The Difference Between Surviving and Thriving
Mental Health14 March 2026·7 min read

The Difference Between Surviving and Thriving

Most people spend their lives striving.

Striving sounds like a good thing. It sounds positive. Productive. Motivated. The kind of word people use when they want to describe progress and ambition. When we say someone is striving, we imagine someone moving forward.

But there is a quieter truth hidden inside that word.

Very often, striving is simply surviving with effort.

We wake up each morning and step back into the current of our lives. We work. We respond. We solve problems. We try to make the best of whatever wave the day throws at us. Some days the water is calm. Other days it feels like a storm that pushes us under again and again. We swim harder. We fight the current. We keep going because stopping feels like failure.

And when we are exhausted, we rest.

But not to change anything.

We rest just long enough to recover our strength before jumping straight back into the same ocean tomorrow.

That is the quiet trap many people live inside.

We convince ourselves we are making progress because we are trying harder. We tell ourselves that endurance is the same as improvement. If we push long enough, work hard enough, hold on tightly enough, eventually everything will change.

But endurance alone does not change the tide.

You can survive like this for years.

Working.

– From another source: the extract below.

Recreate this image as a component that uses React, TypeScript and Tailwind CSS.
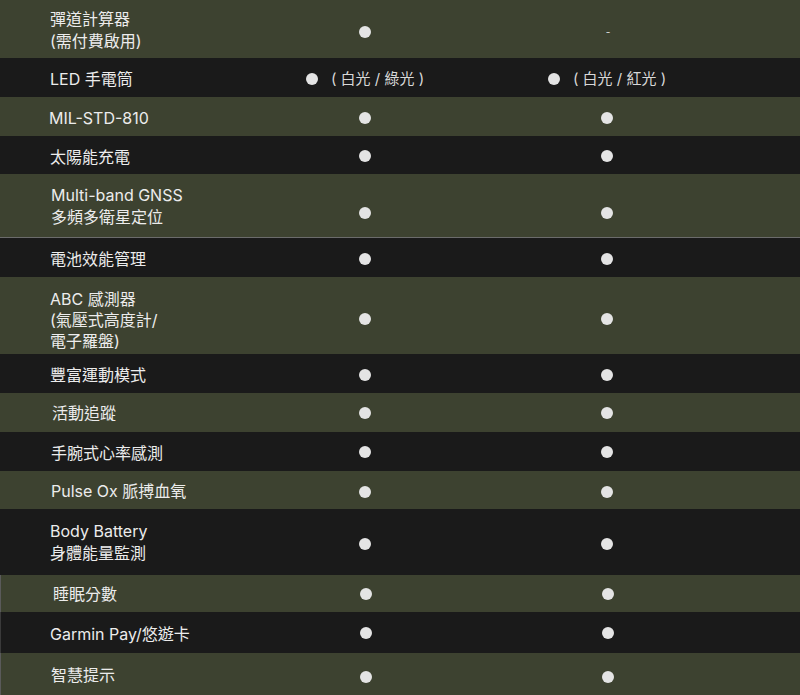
import React from "react";

type Cell = "dot" | "dash" | { label: string };
type Row = {
  lines: string[];
  h: string;
  bg: "olive" | "dark";
  pl: string;
  c2: Cell;
  c3: Cell;
  tp: string;
  dp: string;
  extra?: string;
};

const rows: Row[] = [
  { lines: ["彈道計算器", "(需付費啟用)"], h: "h-[58px]", bg: "olive", pl: "pl-[50px]", c2: "dot", c3: "dash", tp: "pt-[2px]", dp: "pt-[6px]" },
  { lines: ["LED 手電筒"], h: "h-[39px]", bg: "dark", pl: "pl-[50px]", c2: { label: "( 白光 / 綠光 )" }, c3: { label: "( 白光 / 紅光 )" }, tp: "pt-[2px]", dp: "pt-[2px]" },
  { lines: ["MIL-STD-810"], h: "h-[39px]", bg: "olive", pl: "pl-[49px]", c2: "dot", c3: "dot", tp: "pt-[2px]", dp: "pt-[2px]" },
  { lines: ["太陽能充電"], h: "h-[38px]", bg: "dark", pl: "pl-[50px]", c2: "dot", c3: "dot", tp: "pt-[4px]", dp: "pt-[2px]" },
  { lines: ["Multi-band GNSS", "多頻多衛星定位"], h: "h-[64px]", bg: "olive", pl: "pl-[51px]", c2: "dot", c3: "dot", tp: "pt-[0px]", dp: "pt-[14px]", extra: "border-b border-[#6b6b6b]" },
  { lines: ["電池效能管理"], h: "h-[39px]", bg: "dark", pl: "pl-[50px]", c2: "dot", c3: "dot", tp: "pt-[2px]", dp: "pt-[2px]" },
  { lines: ["ABC 感測器", "(氣壓式高度計/", "電子羅盤)"], h: "h-[77px]", bg: "olive", pl: "pl-[50px]", c2: "dot", c3: "dot", tp: "pt-[10px]", dp: "pt-[6px]" },
  { lines: ["豐富運動模式"], h: "h-[39px]", bg: "dark", pl: "pl-[50px]", c2: "dot", c3: "dot", tp: "pt-[2px]", dp: "pt-[2px]" },
  { lines: ["活動追蹤"], h: "h-[39px]", bg: "olive", pl: "pl-[52px]", c2: "dot", c3: "dot", tp: "pt-[0px]", dp: "pt-[1px]" },
  { lines: ["手腕式心率感測"], h: "h-[39px]", bg: "dark", pl: "pl-[51px]", c2: "dot", c3: "dot", tp: "pt-[2px]", dp: "pt-[1px]" },
  { lines: ["Pulse Ox 脈搏血氧"], h: "h-[38px]", bg: "olive", pl: "pl-[51px]", c2: "dot", c3: "dot", tp: "pt-[2px]", dp: "pt-[3px]" },
  { lines: ["Body Battery", "身體能量監測"], h: "h-[66px]", bg: "dark", pl: "pl-[50px]", c2: "dot", c3: "dot", tp: "pt-[0px]", dp: "pt-[3px]" },
  { lines: ["睡眠分數"], h: "h-[37px]", bg: "olive", pl: "pl-[52px]", c2: "dot", c3: "dot", tp: "pt-[0px]", dp: "pt-[1px]", extra: "border-l border-[#5a5a5a]" },
  { lines: ["Garmin Pay/悠遊卡"], h: "h-[41px]", bg: "dark", pl: "pl-[49px]", c2: "dot", c3: "dot", tp: "pt-[2px]", dp: "pt-[1px]", extra: "border-l border-[#3a3a3a]" },
  { lines: ["智慧提示"], h: "h-[42px]", bg: "olive", pl: "pl-[50px]", c2: "dot", c3: "dot", tp: "pt-[2px]", dp: "pt-[5px]", extra: "border-l border-[#5a5a5a]" },
];

function Dot() {
  return <span className="block w-[12px] h-[12px] rounded-full bg-[#e4e4e4]" />;
}

function CellView({ c }: { c: Cell }) {
  if (c === "dot") return <Dot />;
  if (c === "dash") return <span className="text-[10px] leading-none text-[#e4e4e4] pl-[2px]">-</span>;
  return (
    <span className="flex items-center gap-[13px]">
      <Dot />
      <span className="text-[15px] leading-none text-[#d8d8d8]">{c.label}</span>
    </span>
  );
}

export default function App() {
  return (
    <div
      className="w-[800px] h-[695px] overflow-hidden bg-[#1a1a1a] text-[#ececec]"
      style={{ fontFamily: 'Inter, "Noto Sans CJK TC", "Noto Sans", sans-serif' }}
    >
      {rows.map((r, i) => (
        <div
          key={i}
          className={`grid grid-cols-[244px_242px_242px_1fr] ${r.h} ${
            r.bg === "olive" ? "bg-[#3d4230]" : "bg-[#1a1a1a]"
          } ${r.extra ?? ""}`}
        >
          <div className={`${r.pl} ${r.tp} flex flex-col justify-center text-[16px] leading-[22px]`}>
            {r.lines.map((l, j) => (
              <div key={j} className={r.lines.length === 3 ? "leading-[21px]" : ""}>
                {l}
              </div>
            ))}
          </div>
          <div className={`${r.dp} flex justify-center items-center`}>
            <CellView c={r.c2} />
          </div>
          <div className={`${r.dp} flex justify-center items-center`}>
            <CellView c={r.c3} />
          </div>
          <div />
        </div>
      ))}
    </div>
  );
}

Recovering. Working again. Recovering again.

A repeating cycle that slowly becomes normal.

Until one day you realise something slightly uncomfortable.

You have been battling the same waves for most of your life.

The details may change — a slightly better job, a slightly improved routine, a little more stability, a slightly calmer mind — but the water you are swimming in remains the same.

And that is where the difference between surviving and thriving begins to reveal itself.

"Surviving is reacting to life.
Thriving is becoming aware of it."

Thriving starts the moment you pause long enough to look around and ask a question that many people quietly avoid:

Is this actually the life I want to keep repeating?

That question can feel dangerous because it disrupts the rhythm we have built around ourselves. It forces us to look at our direction, not just our effort.

But the moment you ask it honestly, something shifts.

You stop chasing the next breath.

You begin steering.

You begin paying attention to where the current is taking you instead of simply trying to stay afloat.

That shift is where real recovery begins.

It is also where the story of Icarus offers a deeper lesson than most people realise.

Most people remember Icarus as a warning about flying too high. The burning wings. The fall. The failure.

But there is another way to see that story.

When something burns, it does not always mean the end.

Sometimes it means there are still embers left.

And embers only need one thing to become flame again.

Air.

Attention.

A steady hand willing to fan the coals instead of walking away from the fire.

Thriving is very much like that.

It is the moment you stop collapsing from exhaustion and start rebuilding with intention. Not resting just to survive the same day again, but resting so that you can create a different day entirely.

That shift may sound simple, but it changes everything.

"Striving alone keeps you alive.
Awareness is what brings you back to life."

And thriving begins the moment you realise something quietly powerful:

You are allowed to step out of the ocean.

You are allowed to choose a different shore.